![]() | art, comfort |
I’m reading The Best American Essays of the Century, and came across this in Joyce Carol Oates’ introduction:
“My belief is that art should not be comforting; for comfort, we have mass entertainment, and one another. Art should provoke, disturb, arouse our emotions, expand our sympathies in directions we may not anticipate and may not even wish.” (xx)
I’d love to hear your thoughts on this. Is there no comfort in art, or ought it never aspire to comfort? What if you identify with the art or artist in some way—what if art inspires a feeling of connection—do we not take comfort in that? Or is that beside the point? What do you think?
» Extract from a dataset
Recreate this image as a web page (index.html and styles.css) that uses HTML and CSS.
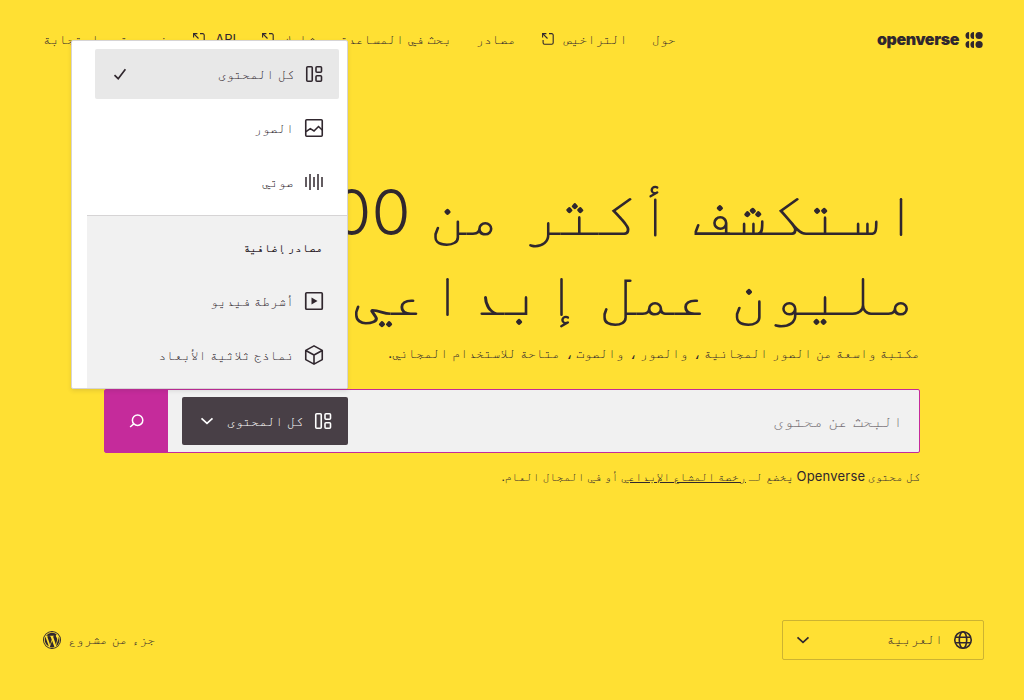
FILE: index.html
```html
<!DOCTYPE html>
<html lang="ar" dir="rtl">
<head>
<meta charset="utf-8">
<title>Openverse</title>
<link rel="stylesheet" href="styles.css">
</head>
<body>
<svg class="defs" width="0" height="0">
  <symbol id="all" viewBox="0 0 24 24"><g fill="none" stroke="currentColor" stroke-width="1.6"><rect x="4.750" y="4.750" width="5.500" height="14.500" rx="1"/><rect x="14" y="4.750" width="5.500" height="5.500" rx="1"/><rect x="14" y="13.750" width="5.500" height="5.500" rx="1"/></g></symbol>
  <symbol id="ext" viewBox="0 0 14 14"><path d="M1.6 5.4V1.6H5.4M1.6 1.6L6.500 6.500M8 1.600h2.700a1.500 1.500 0 0 1 1.500 1.500v7.600a1.500 1.500 0 0 1-1.500 1.500H3.600a1.500 1.500 0 0 1-1.500-1.500V8" fill="none" stroke="currentColor" stroke-width="1.1"/></symbol>
  <symbol id="chev" viewBox="0 0 24 24"><path d="M6.5 9.3L12 14.3l5.5-5" fill="none" stroke="currentColor" stroke-width="1.7"/></symbol>
</svg>
<div class="page">
  <header class="header">
    <a class="logo">
      <svg class="mark" viewBox="0 0 18 18"><g fill="currentColor"><circle cx="13.600" cy="4.500" r="3.600"/><circle cx="13.600" cy="13.500" r="3.600"/><path d="M8.500.9v7.200a3.600 3.600 0 0 1 0-7.200zM8.500 9.900v7.200a3.600 3.600 0 0 1 0-7.200zM3.600.9v7.200a3.600 3.600 0 0 1 0-7.200zM3.600 9.900v7.200a3.600 3.600 0 0 1 0-7.200z"/></g></svg>
      <span class="wordmark">openverse</span>
    </a>
    <nav class="nav">
      <a>حول</a>
      <a>التراخيص<svg class="ext"><use href="#ext"/></svg></a>
      <a>مصادر</a>
      <a>بحث في المساعدة</a>
      <a>شارك<svg class="ext"><use href="#ext"/></svg></a>
      <a><span class="latin">API</span><svg class="ext"><use href="#ext"/></svg></a>
      <a class="feedback">خصوصية و استجابة</a>
    </nav>
  </header>
  <main class="hero">
    <h1 class="title">استكشف أكثر من 700 مليون عمل إبداعي</h1>
    <p class="subtitle">مكتبة واسعة من الصور المجانية ، والصور ، والصوت ، متاحة للاستخدام المجاني.</p>
    <div class="search">
      <span class="placeholder">البحث عن محتوى</span>
      <div class="type">
        <svg class="icon"><use href="#all"/></svg>
        <span class="type-label">كل المحتوى</span>
        <svg class="icon"><use href="#chev"/></svg>
      </div>
      <div class="submit"><svg class="icon" viewBox="0 0 24 24"><g fill="none" stroke="currentColor" stroke-width="1.5"><circle cx="12.600" cy="11.2" r="5.2"/><path d="M8.800 14.900L5.100 18"/></g></svg></div>
      <div class="menu">
        <div class="group">
          <div class="item selected"><svg class="icon"><use href="#all"/></svg><span>كل المحتوى</span>
            <svg class="icon check" viewBox="0 0 24 24"><path d="M6.5 13.2l3.7 3.5L17.4 7.3" fill="none" stroke="currentColor" stroke-width="1.7"/></svg></div>
          <div class="item"><svg class="icon" viewBox="0 0 24 24"><g fill="none" stroke="currentColor" stroke-width="1.6"><rect x="3.75" y="3.75" width="16.5" height="16.5" rx="1"/><path d="M4 15.6l4.300-3 3.700 2.400 4.500-4.500 3.700 3.500"/></g></svg><span>الصور</span></div>
          <div class="item"><svg class="icon" viewBox="0 0 24 24"><path d="M4 7v10M8 4v16M12 7v10M16 4v16M20 7v10" stroke="currentColor" stroke-width="1.5"/></svg><span>صوتي</span></div>
        </div>
        <div class="group extra">
          <h2 class="group-title">مصادر إضافية</h2>
          <div class="item"><svg class="icon" viewBox="0 0 24 24"><rect x="3.75" y="3.75" width="16.5" height="16.5" rx="1" fill="none" stroke="currentColor" stroke-width="1.7"/><path d="M9.500 8.500l6 3.500-6 3.500z" fill="currentColor"/></svg><span>أشرطة فيديو</span></div>
          <div class="item"><svg class="icon" viewBox="0 0 24 24"><path d="M12 2.900l8.250 4.500v9.200L12 21.100l-8.250-4.500V7.400zM3.750 7.500L12 12l8.250-4.500M12 12v9" fill="none" stroke="currentColor" stroke-width="1.6" stroke-linejoin="round"/></svg><span>نماذج ثلاثية الأبعاد</span></div>
        </div>
      </div>
    </div>
    <p class="license">كل محتوى <span class="brand">Openverse</span> يخضع لـ <a class="link">رخصة المشاع الإبداعي</a> أو في المجال العام.</p>
  </main>
  <footer class="footer">
    <div class="language">
      <svg class="icon" viewBox="0 0 24 24"><g fill="none" stroke="currentColor" stroke-width="1.6"><circle cx="12" cy="12" r="8.250"/><ellipse cx="12" cy="12" rx="3.700" ry="8.250"/><path d="M4.500 9.300h15M4.500 14.700h15"/></g></svg>
      <span class="language-name">العربية</span>
      <svg class="icon"><use href="#chev"/></svg>
    </div>
    <a class="wordpress"><span class="raised">جزء من مشروع</span>
      <svg class="wp" viewBox="0 0 24 24"><path fill="currentColor" fill-rule="evenodd" d="M12 0a12 12 0 1 0 0 24 12 12 0 0 0 0-24zm0 1.200a10.800 10.800 0 1 1 0 21.600A10.800 10.800 0 0 1 12 1.200z"/><path fill="currentColor" d="M2.300 12c0-1.490.32-2.910.89-4.190l4.600 12.600A9.900 9.900 0 0 1 2.300 12zM12 21.900c-1.010 0-1.980-.15-2.910-.42l3.090-8.600 3.100 8.500c-1 .34-2.120.52-3.280.52zm1.420-14.720c.62-.03 1.180-.1 1.180-.1.550-.07.490-.88-.07-.85 0 0-1.670.13-2.750.13-1.010 0-2.710-.13-2.710-.13-.55-.03-.62.820-.07.850 0 0 .53.070 1.080.1l1.610 4.400-2.260 6.760-3.750-11.160c.62-.03 1.180-.1 1.180-.1.550-.07.490-.88-.07-.85 0 0-1.670.13-2.740.13A9.900 9.900 0 0 1 18.700 4.750c-1.010 0-1.600.6-1.600 1.480 0 .85.490 1.570 1.010 2.420.39.690.85 1.570.85 2.840 0 .88-.34 1.900-.78 3.330l-1.030 3.430zm3.760 13.300l3.140-9.090c.4-1.200.6-2.300.6-3.600A9.900 9.900 0 0 1 17.180 20.480z"/></svg>
    </a>
  </footer>
</div>
</body>
</html>
```
FILE: styles.css
```css
* { box-sizing: border-box; margin: 0; }
body {
  height: 700px;
  overflow: hidden;
  background: #ffe033;
  color: #30272e;
  font: 13.33px/20px Inter, FreeMono, monospace;
}
.defs { position: absolute; }
.page { height: 700px; display: flex; flex-direction: column; }
.header {
  height: 80px;
  padding: 0 40px;
  display: flex;
  align-items: center;
}
.logo { width: 308px; flex: none; display: flex; align-items: center; gap: 6px; }
.mark { width: 19px; height: 18px; }
.wordmark { font-size: 16px; line-height: 20px; margin-bottom: 2px; font-weight: 900; letter-spacing: -0.4px; }
.nav { display: flex; gap: 24.5px; margin-bottom: 2px; }
.nav a { display: flex; align-items: center; gap: 9px; white-space: nowrap; }
.ext { width: 14px; height: 14px; }
.latin { font-size: 13px; }
.nav .feedback { word-spacing: 2.5px; }
.hero { flex: 1; padding: 93px 104px 0; }
.title { font-size: 63.33px; line-height: 79.5px; font-weight: 300; }
.subtitle {
  margin-top: 11px;
  font-size: 13.33px;
  line-height: 20px;
  word-spacing: 0.25px;
  white-space: nowrap;
}
.search {
  position: relative;
  margin-top: 26px;
  height: 64px;
  display: flex;
  align-items: center;
  border: 1px solid #c52b9b;
  border-radius: 2px;
  background: #f1f1f1;
}
.placeholder { flex: 1; padding-inline-start: 16px; font-size: 16.67px; color: #7a7479; }
.icon { width: 24px; height: 24px; flex: none; }
.type {
  width: 166px;
  height: 48px;
  margin-inline-end: 14px;
  padding: 0 13px;
  display: flex;
  align-items: center;
  gap: 8px;
  border-radius: 2px;
  background: #483f46;
  color: #fff;
}
.type-label { flex: 1; white-space: nowrap; }
.submit {
  width: 63px;
  height: 62px;
  display: grid;
  place-items: center;
  background: #c52b9b;
  color: #fff;
}
.menu {
  position: absolute;
  left: -34px;
  bottom: 63px;
  width: 277px;
  height: 349px;
  padding-left: 15px;
  border: 1px solid #d6d4d5;
  border-radius: 2px;
  background: #fff;
  box-shadow: 0 2px 4px rgba(48, 39, 46, 0.12);
}
.group { padding: 8px; display: flex; flex-direction: column; gap: 4px; }
.extra { border-top: 1px solid #d6d4d5; background: #f1f1f1; }
.group-title {
  height: 48px;
  padding: 14px 16px 0;
  font-size: 11.67px;
  line-height: 20px;
  font-weight: 600;
}
.item {
  height: 50px;
  padding: 0 13px;
  display: flex;
  align-items: center;
  gap: 8px;
  border-radius: 2px;
}
.selected { background: #e8e8e8; }
.check { margin-inline-start: auto; }
.license { margin-top: 13px; font-size: 11.67px; line-height: 20px; word-spacing: -0.4px; }
.brand { font-size: 13px; letter-spacing: 0.2px; }
.link { text-decoration: underline; }
.footer {
  height: 80px;
  padding: 0 40px 0 43px;
  display: flex;
  align-items: center;
  justify-content: space-between;
  margin-bottom: 20px;
}
.language {
  width: 202px;
  height: 40px;
  padding: 0 8px;
  display: flex;
  align-items: center;
  gap: 8px;
  border: 1px solid rgba(48, 39, 46, 0.24);
  border-radius: 2px;
}
.language-name { flex: 1; margin-bottom: 2px; }
.wordpress { display: flex; align-items: center; gap: 7px; }
.raised { margin-bottom: 2px; }
.wp { width: 18px; height: 18px; }
```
Gosh, I think my issue with her statements is in the “shoulds.” If she had written, “art is not always comforting” or “art can provoke, disturb” I’d feel better about it — and I’d agree with the idea that art can tap into myriad emotions, some quite unsettling and challenging. But, I take great comfort in art at times, both taking it in and creating it, and I am not willing to give in to anyone, even a “great artist,” telling me what art “should” and should not do for me. To me, the “shoulds” are beside the point — the point that art is limitless and open to our personal experiences of it. So there, JCO.
Perhaps what she MEANT was that art isn’t passive, it should affect us and change who we are — that it should cause some sort of emotional reaction within us — unlike TV or something you just zone out to.
But I have to say, nothing gives me more comfort than reading a good book!
Yes, maybe. She was explaining her selection criteria– how she chose the essays that are the “best of the century”– so she was talking more about evaluating art than about creating art. But of course I’m thinking about the implications for creating art, and the universality of the statement. Hmm.
I think sometimes comfort is exactly what we need. Is it wrong if we happen to find it in art?
I think it depends on how you view comfort… a feeling of rightness and well-being? Or complacency? Can you be comfortable if you are putting forth some effort (as in trying to understand a painting or some literature?) One person’s comfort is another person’s total boredom… So I imagine this is one of those quotes that will inspire widely different reactions from people based on how they understand the word “comfort.”
I don’t know about “should.” Art is healing. Healing isn’t always comfortable, sure. Sometimes it hurts like hell. But sometimes it’s such a relief you could cry. I guess that’s maybe comfort too–just non-sissy comfort. The kind of comfort that isn’t just the absence of pain, it’s the “fixing” of it. But maybe not.
Hmmm, I think this is very interesting, and this idea–about what art does, what it CAN do–has been much on my mind lately. I know some of the things I’ve written will provoke and disturb, but I wrote them because they felt true to me. But my hope is that people will also be comforted by what I’ve written. My hope is that they will feel less alone. I don’t think anyone can say what art can or should do. It can do something different for each person who views it, no?